A antropóloga e pesquisadora Debóra Diniz, da Anis, afirma que é correto o STF analisar o caso, levando em conta que o código penal é anterior a Constituição de 1988. Uma das funções da suprema corte, diz ela, é fazer a revisão constitucional de práticas legislativas que ferem os direitos fundamentais. A pena para a mulher que aborta é de um a quatro anos de reclusão.

Os grupos favoráveis à legalização do aborto a partir de serviços de saúde pública acreditam que essa é a melhor maneira de encarar a questão, por ser a “única maneira de garantir esse direito às mulheres negras e pobres que não tem dinheiro para alcançar a autonomia do corpo pela via do mercado privado.”

Intolerância e perseguição

Tão logo o STF agendou as audiências públicas, Débora passou a sofrer perseguição pela internet de grupos e indivíduos contrários ao aborto. No dia 18 de julho, o assédio contra a antropóloga saiu das redes, e um grupo – ainda não identificado – a acusou na saída de um evento. Desde então Débora teve de sair de Brasília – cidade onde vive. O Ministério Público do Distrito Federal e Territórios pediu sua inclusão no Programa de Proteção aos Defensores dos Direitos Humanos do governo federal.

Débora é uma das mais respeitadas pesquisadoras sobre aborto. Dentre os estudos mais relevantes, está a Pesquisa Nacional de Aborto – PNA, publicada em 2010, que mostrou que uma em cada cinco mulheres até os 40 anos já fez pelo menos um aborto, o que representa cerca de 5 milhões de mulheres.

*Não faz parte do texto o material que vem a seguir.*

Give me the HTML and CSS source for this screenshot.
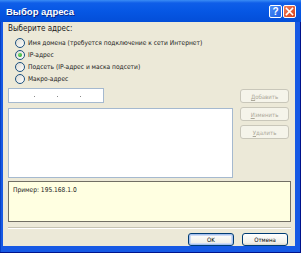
FILE: index.html
```html
<!DOCTYPE html>
<html lang="ru">

<head>
    <meta charset="UTF-8">
    <title>Выбор адреса</title>
    <link rel="stylesheet" href="styles.css">
</head>

<body>
    <div class="window">
        <div class="titlebar">
            <span class="title">Выбор адреса</span>
            <div class="caption-buttons">
                <span class="cap help">?</span>
                <span class="cap close">
                    <svg width="9" height="9" viewBox="0 0 9 9">
                        <path d="M1.5 1.5 L7.5 7.5 M7.5 1.5 L1.5 7.5" stroke="#fff" stroke-width="1.6" stroke-linecap="square" />
                    </svg>
                </span>
            </div>
        </div>

        <div class="frame">
            <div class="dialog">
                <div class="prompt">Выберите адрес:</div>

                <div class="options">
                    <div class="option"><span class="radio"></span>Имя домена (требуется подключение к сети Интернет)</div>
                    <div class="option"><span class="radio checked"></span>IP-адрес</div>
                    <div class="option"><span class="radio"></span>Подсеть (IP-адрес и маска подсети)</div>
                    <div class="option"><span class="radio"></span>Макро-адрес</div>
                </div>

                <div class="main">
                    <div class="left">
                        <div class="ip-field">
                            <span class="ip-dot"></span>
                            <span class="ip-dot"></span>
                            <span class="ip-dot"></span>
                        </div>
                        <div class="listbox"></div>
                    </div>
                    <div class="side">
                        <button class="btn" disabled><u>Д</u>обавить</button>
                        <button class="btn" disabled><u>И</u>зменить</button>
                        <button class="btn" disabled><u>У</u>далить</button>
                    </div>
                </div>

                <div class="hint">Пример: 195.168.1.0</div>

                <div class="separator"></div>

                <div class="footer">
                    <button class="btn active default">OK</button>
                    <button class="btn active">Отмена</button>
                </div>
            </div>
        </div>
    </div>
</body>

</html>
```

FILE: styles.css
```css
* {
    margin: 0;
    padding: 0;
    box-sizing: border-box;
}

body {
    width: 301px;
    height: 253px;
    overflow: hidden;
    font-family: 'DejaVu Sans Condensed', 'Liberation Sans', Arial, sans-serif;
    font-size: 6.6px;
    color: #1a1a1a;
    background: #0a4bd8;
}

.window {
    width: 301px;
    height: 253px;
    display: flex;
    flex-direction: column;
}

/* Title bar */
.titlebar {
    height: 22px;
    flex-shrink: 0;
    display: flex;
    align-items: center;
    justify-content: space-between;
    padding: 0 5px 0 6px;
    background: linear-gradient(#3a8cf5 0, #0f5ee8 3px, #0657e4 50%, #034ed8 100%);
}

.title {
    color: #fff;
    font-family: 'Liberation Sans', Arial, sans-serif;
    font-weight: bold;
    font-size: 9.5px;
    text-shadow: 1px 1px 0 #0a2a8a;
}

.caption-buttons {
    display: flex;
    gap: 1px;
}

.cap {
    width: 13px;
    height: 13px;
    border: 1px solid #fff;
    border-radius: 2px;
    display: flex;
    align-items: center;
    justify-content: center;
    color: #fff;
    font-family: 'Liberation Sans', Arial, sans-serif;
    font-weight: bold;
    font-size: 10px;
}

.help {
    background: linear-gradient(135deg, #4c8ff8, #1d5fe3);
}

.close {
    background: linear-gradient(135deg, #ef7e5c, #d6421c);
}

/* Window frame */
.frame {
    flex: 1;
    padding: 0 5px 6px 3px;
    background: #1659e4;
    border-right: 1px solid #00138c;
    border-bottom: 1px solid #00138c;
    box-shadow: inset 1px 0 0 #0841c4;
}

.dialog {
    height: 100%;
    background: #ece9d8;
    padding: 1px 4px 0 5px;
    display: flex;
    flex-direction: column;
}

.prompt {
    height: 12px;
    line-height: 12px;
    font-size: 8px;
}

.options {
    margin-top: 2px;
    padding-left: 7px;
}

.option {
    height: 12px;
    display: flex;
    align-items: center;
    gap: 3px;
}

.radio {
    width: 10px;
    height: 10px;
    border-radius: 50%;
    border: 1px solid #1c5180;
    background: linear-gradient(135deg, #dcdbd3, #fff);
    display: flex;
    align-items: center;
    justify-content: center;
}

.radio.checked::after {
    content: '';
    width: 4px;
    height: 4px;
    border-radius: 50%;
    background: radial-gradient(circle at 35% 35%, #6fdc6f, #1e9a1e);
}

/* Address input, list and side buttons */
.main {
    margin-top: 3px;
    display: flex;
}

.left {
    width: 225px;
    display: flex;
    flex-direction: column;
    gap: 5px;
}

.ip-field {
    width: 96px;
    height: 15px;
    background: #fff;
    border: 1px solid #a5b9cf;
    display: flex;
    align-items: center;
    gap: 22px;
    padding: 2px 0 0 25px;
}

.ip-dot {
    width: 1px;
    height: 1px;
    background: #8a8a8a;
}

.listbox {
    height: 70px;
    background: #fff;
    border: 1px solid #a5b9cf;
}

.side {
    width: 49px;
    margin-left: auto;
    margin-right: 2px;
    padding-top: 1px;
    display: flex;
    flex-direction: column;
    gap: 4px;
}

.btn {
    height: 14px;
    font-family: inherit;
    font-size: 6px;
    border-radius: 3px;
    border: 1px solid #c9c7ba;
    background: #f5f4ea;
    color: #aca899;
}

.btn u {
    text-decoration: underline;
}

/* Hint box */
.hint {
    margin-top: 3px;
    height: 41px;
    background: #ffffe1;
    border: 1px solid #716f64;
    padding: 3px 4px;
    line-height: 10px;
}

.separator {
    margin-top: 5px;
    height: 2px;
    border-top: 1px solid #c5c2b2;
    border-bottom: 1px solid #fff;
}

.footer {
    margin-top: 4px;
    margin-right: 3px;
    display: flex;
    justify-content: flex-end;
    gap: 8px;
}

.btn.active {
    width: 46px;
    height: 13px;
    color: #000;
    border-color: #003c74;
    background: linear-gradient(#fff, #f0efe9 80%, #d8d3c8);
}

.btn.default {
    box-shadow: inset 0 0 0 1px #a6c1ef, inset 0 0 0 2px #cfdcf5;
}
```
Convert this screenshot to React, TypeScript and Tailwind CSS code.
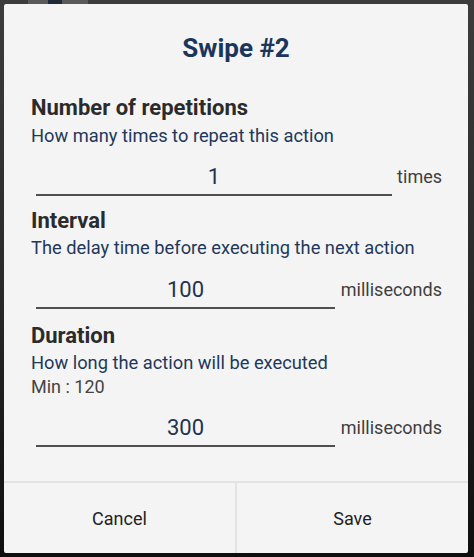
import React from "react";

function Field({ value, unit, short }: { value: string; unit: string; short?: boolean }) {
  return (
    <div className="flex items-end pl-[32px] pr-[26px]">
      <div className={`${short ? "w-[299px]" : "w-[356px]"} h-[33px] border-b-2 border-[#4f4f4f] flex items-start justify-center`}>
        <span className="text-[22px] leading-[28px] text-[#1f3350]">{value}</span>
      </div>
      <div className="flex-1 flex justify-end h-[33px]">
        <span className="text-[18px] leading-[28px] text-[#3e3e3e]">{unit}</span>
      </div>
    </div>
  );
}

export default function App() {
  return (
    <div
      className="relative w-[474px] h-[557px] overflow-hidden bg-gradient-to-b from-[#3c3c3c] via-[#2a2a2a] to-[#0e0e0e] pt-[4px] px-[4px]"
      style={{ fontFamily: "Roboto, 'Noto Sans', sans-serif" }}
    >
      <div className="absolute left-[28px] top-0 w-[60px] h-[4px] bg-[#5a5a5a]">
        <div className="absolute left-[20px] top-0 w-[14px] h-[4px] bg-[#1e2a36]" />
      </div>
      <div className="w-[464px] h-[549px] bg-[#f4f4f4] rounded-[2px] flex flex-col">
        <div className="pt-[29px] text-center text-[26px] leading-[30px] font-bold text-[#1b365d]">
          Swipe #2
        </div>

        <div className="pl-[27px] pt-[31.5px]">
          <div className="text-[22px] leading-[26px] font-bold text-[#2b2b2b]">Number of repetitions</div>
          <div className="mt-[3.5px] text-[18.3px] leading-[24px] text-[#22385a]">How many times to repeat this action</div>
        </div>
        <div className="mt-[15px]">
          <Field value="1" unit="times" />
        </div>

        <div className="pl-[27px] pt-[12px]">
          <div className="text-[22px] leading-[26px] font-bold text-[#2b2b2b]">Interval</div>
          <div className="mt-[2px] text-[18.3px] leading-[24px] text-[#22385a]">The delay time before executing the next action</div>
        </div>
        <div className="mt-[16px]">
          <Field value="100" unit="milliseconds" short />
        </div>

        <div className="pl-[27px] pt-[13.5px]">
          <div className="text-[22px] leading-[26px] font-bold text-[#2b2b2b]">Duration</div>
          <div className="mt-[2px] text-[18.3px] leading-[24px] text-[#22385a]">How long the action will be executed</div>
          <div className="mt-[1px] text-[18px] leading-[22px] text-[#444444]">Min : 120</div>
        </div>
        <div className="mt-[16.5px]">
          <Field value="300" unit="milliseconds" short />
        </div>

        <div className="mt-auto h-[72px] border-t-2 border-[#e3e3e3] flex">
          <div className="flex-1 flex items-center justify-center text-[18px] text-[#222222] border-r-2 border-[#e3e3e3]">
            Cancel
          </div>
          <div className="flex-1 flex items-center justify-center text-[18px] text-[#222222]">Save</div>
        </div>
      </div>
    </div>
  );
}
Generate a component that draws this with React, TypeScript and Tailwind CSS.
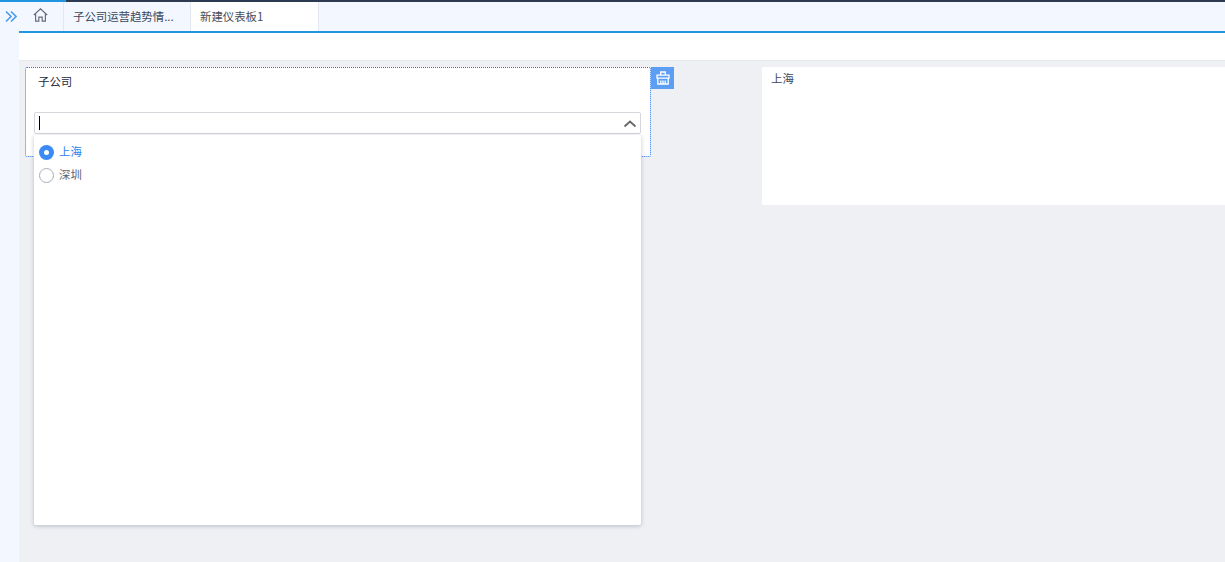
import React from "react";

const font = { fontFamily: '"Noto Sans CJK SC", "Liberation Sans", sans-serif' };

export default function App() {
  return (
    <div className="relative flex h-[562px] w-[1225px] flex-col overflow-hidden bg-[#eef0f4] text-[11.4px]" style={font}>
      <div className="flex h-[2px] shrink-0">
        <div className="w-[66px] bg-[#2196e0]" />
        <div className="flex-1 bg-[#2c3a52]" />
      </div>
      <div className="flex min-h-0 flex-1">
        <aside className="flex w-[19px] shrink-0 justify-center bg-[#f3f7ff] pl-[3px] pt-[8px]">
          <svg width="12" height="13" viewBox="0 0 12 13" fill="none" stroke="#4a9bf0" strokeWidth="1.6">
            <path d="M1 1.5 6 6.5 1 11.5M6 1.5 11 6.5 6 11.5" />
          </svg>
        </aside>
        <main className="flex min-w-0 flex-1 flex-col">
          <div className="flex h-[31px] shrink-0 border-b-2 border-[#2196e0] bg-[#f3f7ff]">
            <div className="flex w-[45px] justify-center border-r border-[#e3e8f0] pr-[2px] pt-[5px]">
              <svg width="15" height="16" viewBox="0 0 15 16" fill="none" stroke="#666e7c" strokeWidth="1.2">
                <path d="M.8 8 7.5 1.8 14.2 8M2.6 6.5v7.7h3.2v-4h3.4v4h3.2V6.5" />
              </svg>
            </div>
            <div className="flex h-[29px] w-[127px] items-center border-r border-[#e3e8f0] pl-[9px] text-[#3d4759]">子公司运营趋势情...</div>
            <div className="flex h-[29px] w-[128px] items-center border-r border-[#e3e8f0] bg-white pl-[9px] text-[#454d5c]">新建仪表板1</div>
          </div>
          <div className="h-[28px] shrink-0 border-b border-[#e8e9ee] bg-white" />
          <div className="relative flex-1">
            <div className="absolute left-[6px] top-[6px] h-[90px] w-[626px] rounded-[2px] border border-dotted border-[#1f74ea] bg-white pl-[12px] pt-[5px] text-[#1f2937]">
              子公司
            </div>
            <div className="absolute left-[632px] top-[6px] flex h-[22px] w-[23px] items-center justify-center bg-[#5b9ef4]">
              <svg width="16" height="16" viewBox="0 0 16 16" fill="none" stroke="white" strokeWidth="1.3">
                <path d="M5.7 5V2h4.6v3M2 5.2h12v3H2zM2.8 8.2V14h10.4V8.2M5.8 14v-3.4M8 14v-3.4M10.2 14v-3.4" />
              </svg>
            </div>
            <div className="absolute left-[15px] top-[51px] flex h-[22px] w-[607px] items-center justify-between rounded-[2px] border border-[#d4d7dc] bg-white pl-[4px] pr-[3px]">
              <div className="h-[14px] w-px bg-black" />
              <svg className="mt-[1px]" width="14" height="14" viewBox="0 0 14 14" fill="none" stroke="#666" strokeWidth="1.7">
                <path d="M1.5 9.5 7 4.5l5.5 5" />
              </svg>
            </div>
            <div className="absolute left-[15px] top-[74px] flex h-[390px] w-[607px] flex-col gap-[5px] rounded-[2px] bg-white pl-[5px] pt-[8px] shadow-[0_1px_4px_rgba(80,90,110,0.35)]">
              <div className="flex h-[18px] items-center gap-[5px] text-[#2f80ed]">
                <span className="flex h-[15px] w-[15px] items-center justify-center rounded-full bg-[#3a8bf5]">
                  <span className="h-[5px] w-[5px] rounded-full bg-white" />
                </span>
                上海
              </div>
              <div className="flex h-[18px] items-center gap-[5px] text-[#5b6472]">
                <span className="h-[15px] w-[15px] rounded-full border border-[#a9aeb8] bg-white" />
                深圳
              </div>
            </div>
            <div className="absolute left-[743px] top-[6px] h-[138px] w-[463px] bg-white pl-[9px] pt-[3px] text-[#3d4759]">上海</div>
          </div>
        </main>
      </div>
    </div>
  );
}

Segundo dados do Ministério da Saúde e da Organização Mundial da Saúde, aproximadamente 500 mil mulheres recorrem ao aborto clandestino todos os anos. Um dos relatórios que irá subsidiar a decisão do STF aponta que total de tratamentos feitos pelos SUS em complicações consequentes de um aborto – como hemorragias e infecções -, 75% são de interrupções voluntárias feitas ilegalmente. Ao menos 4.455 mulheres morreram de 2000 a 2016.

“Estamos na região do mundo que mais aborta, e também na que mais tem dispositivos punitivos para criminalizar a prática. Ser o lugar que mais persegue a mulher que aborta não resolver nem a questão do aborto, e nem protegeu o sofrimento da mulher”, afirma a antropóloga.

Em pelo menos outros dois momentos o STF agiu de modo parecido, chamando especialistas da área para deliberar sobre temas sensíveis: no caso da interrupção da gravidez para fetos com anencefalia, e na discussão sobre células tronco. “Há uma linha histórica da corte para julgar esse tema, mas nunca antes tínhamos feito a pergunta de maneira clara: vamos ou não vamos mandar para a cadeira a mulher que aborta?”

Mobilização social

O movimento de mulheres de todo o País deverão se mobilizar no período de 2 a 8 de agosto, quando será votado no Senado argentino o projeto de legalização do aborto no país vizinho, já aprovado na Câmara dos Deputados. Em Brasília as mulheres convocam caravanas para o Festival Pela Vida das Mulheres de 2 a 6 de agosto. Elas farão um acampamento na área externa Museu Nacional Honestino Guiumarães, onde haverá debates e a transmissão por um telão da audiência pública, que será transmitida pela TV Justiça. No dia 8 elas chamam passeatas nas capitais.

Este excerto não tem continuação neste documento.